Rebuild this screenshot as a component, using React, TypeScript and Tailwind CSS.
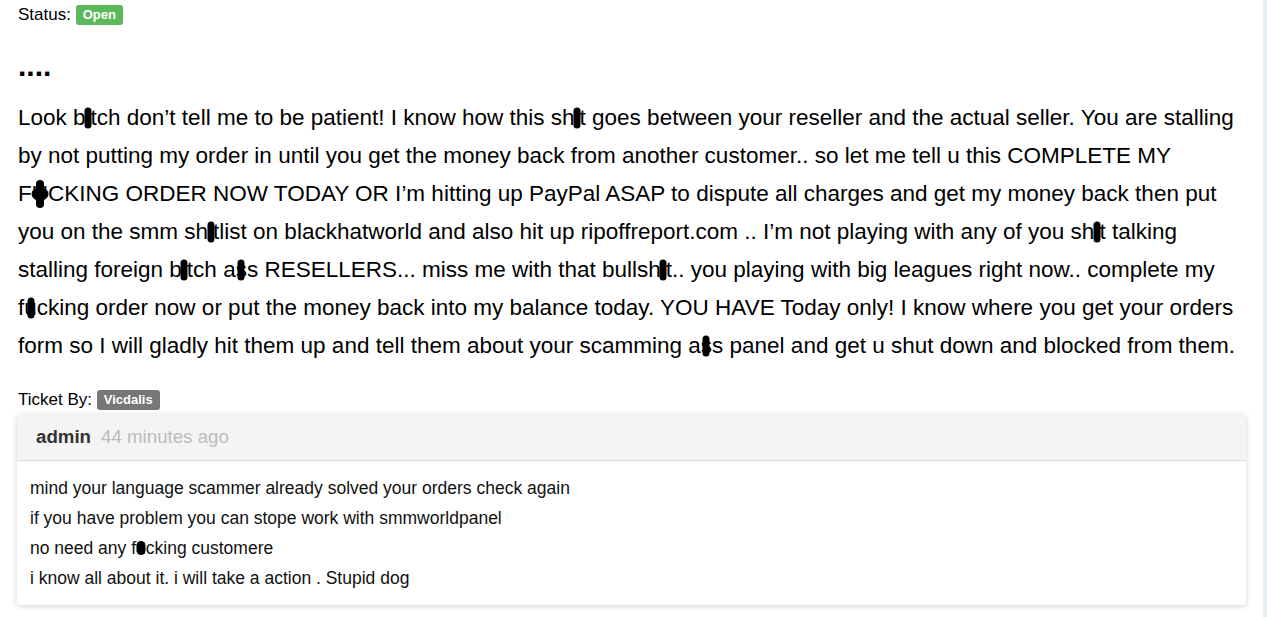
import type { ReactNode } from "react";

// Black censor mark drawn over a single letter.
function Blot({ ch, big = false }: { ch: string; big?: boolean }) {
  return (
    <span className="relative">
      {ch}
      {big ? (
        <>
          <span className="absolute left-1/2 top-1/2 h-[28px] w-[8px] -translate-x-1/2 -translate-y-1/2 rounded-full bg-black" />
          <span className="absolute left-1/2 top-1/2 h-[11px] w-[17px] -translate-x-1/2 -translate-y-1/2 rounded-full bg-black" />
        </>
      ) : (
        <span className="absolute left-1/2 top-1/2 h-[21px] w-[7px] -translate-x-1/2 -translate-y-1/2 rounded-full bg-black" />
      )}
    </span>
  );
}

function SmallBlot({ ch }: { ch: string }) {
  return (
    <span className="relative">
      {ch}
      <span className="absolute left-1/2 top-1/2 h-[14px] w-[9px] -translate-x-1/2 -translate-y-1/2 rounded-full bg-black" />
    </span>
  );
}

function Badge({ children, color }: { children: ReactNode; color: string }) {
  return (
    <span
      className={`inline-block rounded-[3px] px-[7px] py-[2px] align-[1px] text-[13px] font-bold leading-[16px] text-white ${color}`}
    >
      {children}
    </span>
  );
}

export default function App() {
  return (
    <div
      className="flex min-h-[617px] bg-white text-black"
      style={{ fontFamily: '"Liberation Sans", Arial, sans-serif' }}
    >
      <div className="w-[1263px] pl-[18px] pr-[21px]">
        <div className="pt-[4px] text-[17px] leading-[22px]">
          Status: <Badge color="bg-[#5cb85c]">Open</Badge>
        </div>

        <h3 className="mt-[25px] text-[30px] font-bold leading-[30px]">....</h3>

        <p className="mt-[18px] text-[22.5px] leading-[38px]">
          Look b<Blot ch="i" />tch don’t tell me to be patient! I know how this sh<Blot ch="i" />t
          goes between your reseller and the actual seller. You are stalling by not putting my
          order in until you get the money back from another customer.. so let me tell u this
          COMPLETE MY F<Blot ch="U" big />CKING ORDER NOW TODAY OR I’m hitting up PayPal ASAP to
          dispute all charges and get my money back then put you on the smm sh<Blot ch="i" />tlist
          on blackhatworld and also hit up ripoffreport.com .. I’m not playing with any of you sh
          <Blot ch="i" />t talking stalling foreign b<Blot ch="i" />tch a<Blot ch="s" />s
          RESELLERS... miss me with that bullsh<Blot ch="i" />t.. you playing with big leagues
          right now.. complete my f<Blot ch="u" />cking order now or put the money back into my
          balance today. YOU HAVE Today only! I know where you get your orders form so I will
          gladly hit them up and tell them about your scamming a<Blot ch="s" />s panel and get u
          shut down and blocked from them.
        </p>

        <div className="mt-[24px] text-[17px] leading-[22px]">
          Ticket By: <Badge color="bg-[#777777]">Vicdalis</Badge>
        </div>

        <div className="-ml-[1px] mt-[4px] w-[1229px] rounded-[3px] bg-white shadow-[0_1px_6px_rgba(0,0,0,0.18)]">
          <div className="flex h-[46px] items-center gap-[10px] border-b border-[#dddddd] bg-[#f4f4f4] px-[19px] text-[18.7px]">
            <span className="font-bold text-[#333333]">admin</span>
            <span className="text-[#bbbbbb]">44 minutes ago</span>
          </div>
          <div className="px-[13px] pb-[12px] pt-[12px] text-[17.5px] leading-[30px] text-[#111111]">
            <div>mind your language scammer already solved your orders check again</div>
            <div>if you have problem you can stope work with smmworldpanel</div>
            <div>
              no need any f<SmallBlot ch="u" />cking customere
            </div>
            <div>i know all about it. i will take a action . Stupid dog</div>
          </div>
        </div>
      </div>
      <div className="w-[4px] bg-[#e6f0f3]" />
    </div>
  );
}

* * * * *

Problem requirements: Leave the pictures out, and print every line of the listing exactly as written.

Output:
Rebuild this screenshot as a component, using React, TypeScript and Tailwind CSS.
import type { ReactNode } from "react";

// Black censor mark drawn over a single letter.
function Blot({ ch, big = false }: { ch: string; big?: boolean }) {
  return (
    <span className="relative">
      {ch}
      {big ? (
        <>
          <span className="absolute left-1/2 top-1/2 h-[28px] w-[8px] -translate-x-1/2 -translate-y-1/2 rounded-full bg-black" />
          <span className="absolute left-1/2 top-1/2 h-[11px] w-[17px] -translate-x-1/2 -translate-y-1/2 rounded-full bg-black" />
        </>
      ) : (
        <span className="absolute left-1/2 top-1/2 h-[21px] w-[7px] -translate-x-1/2 -translate-y-1/2 rounded-full bg-black" />
      )}
    </span>
  );
}

function SmallBlot({ ch }: { ch: string }) {
  return (
    <span className="relative">
      {ch}
      <span className="absolute left-1/2 top-1/2 h-[14px] w-[9px] -translate-x-1/2 -translate-y-1/2 rounded-full bg-black" />
    </span>
  );
}

function Badge({ children, color }: { children: ReactNode; color: string }) {
  return (
    <span
      className={`inline-block rounded-[3px] px-[7px] py-[2px] align-[1px] text-[13px] font-bold leading-[16px] text-white ${color}`}
    >
      {children}
    </span>
  );
}

export default function App() {
  return (
    <div
      className="flex min-h-[617px] bg-white text-black"
      style={{ fontFamily: '"Liberation Sans", Arial, sans-serif' }}
    >
      <div className="w-[1263px] pl-[18px] pr-[21px]">
        <div className="pt-[4px] text-[17px] leading-[22px]">
          Status: <Badge color="bg-[#5cb85c]">Open</Badge>
        </div>

        <h3 className="mt-[25px] text-[30px] font-bold leading-[30px]">....</h3>

        <p className="mt-[18px] text-[22.5px] leading-[38px]">
          Look b<Blot ch="i" />tch don’t tell me to be patient! I know how this sh<Blot ch="i" />t
          goes between your reseller and the actual seller. You are stalling by not putting my
          order in until you get the money back from another customer.. so let me tell u this
          COMPLETE MY F<Blot ch="U" big />CKING ORDER NOW TODAY OR I’m hitting up PayPal ASAP to
          dispute all charges and get my money back then put you on the smm sh<Blot ch="i" />tlist
          on blackhatworld and also hit up ripoffreport.com .. I’m not playing with any of you sh
          <Blot ch="i" />t talking stalling foreign b<Blot ch="i" />tch a<Blot ch="s" />s
          RESELLERS... miss me with that bullsh<Blot ch="i" />t.. you playing with big leagues
          right now.. complete my f<Blot ch="u" />cking order now or put the money back into my
          balance today. YOU HAVE Today only! I know where you get your orders form so I will
          gladly hit them up and tell them about your scamming a<Blot ch="s" />s panel and get u
          shut down and blocked from them.
        </p>

        <div className="mt-[24px] text-[17px] leading-[22px]">
          Ticket By: <Badge color="bg-[#777777]">Vicdalis</Badge>
        </div>

        <div className="-ml-[1px] mt-[4px] w-[1229px] rounded-[3px] bg-white shadow-[0_1px_6px_rgba(0,0,0,0.18)]">
          <div className="flex h-[46px] items-center gap-[10px] border-b border-[#dddddd] bg-[#f4f4f4] px-[19px] text-[18.7px]">
            <span className="font-bold text-[#333333]">admin</span>
            <span className="text-[#bbbbbb]">44 minutes ago</span>
          </div>
          <div className="px-[13px] pb-[12px] pt-[12px] text-[17.5px] leading-[30px] text-[#111111]">
            <div>mind your language scammer already solved your orders check again</div>
            <div>if you have problem you can stope work with smmworldpanel</div>
            <div>
              no need any f<SmallBlot ch="u" />cking customere
            </div>
            <div>i know all about it. i will take a action . Stupid dog</div>
          </div>
        </div>
      </div>
      <div className="w-[4px] bg-[#e6f0f3]" />
    </div>
  );
}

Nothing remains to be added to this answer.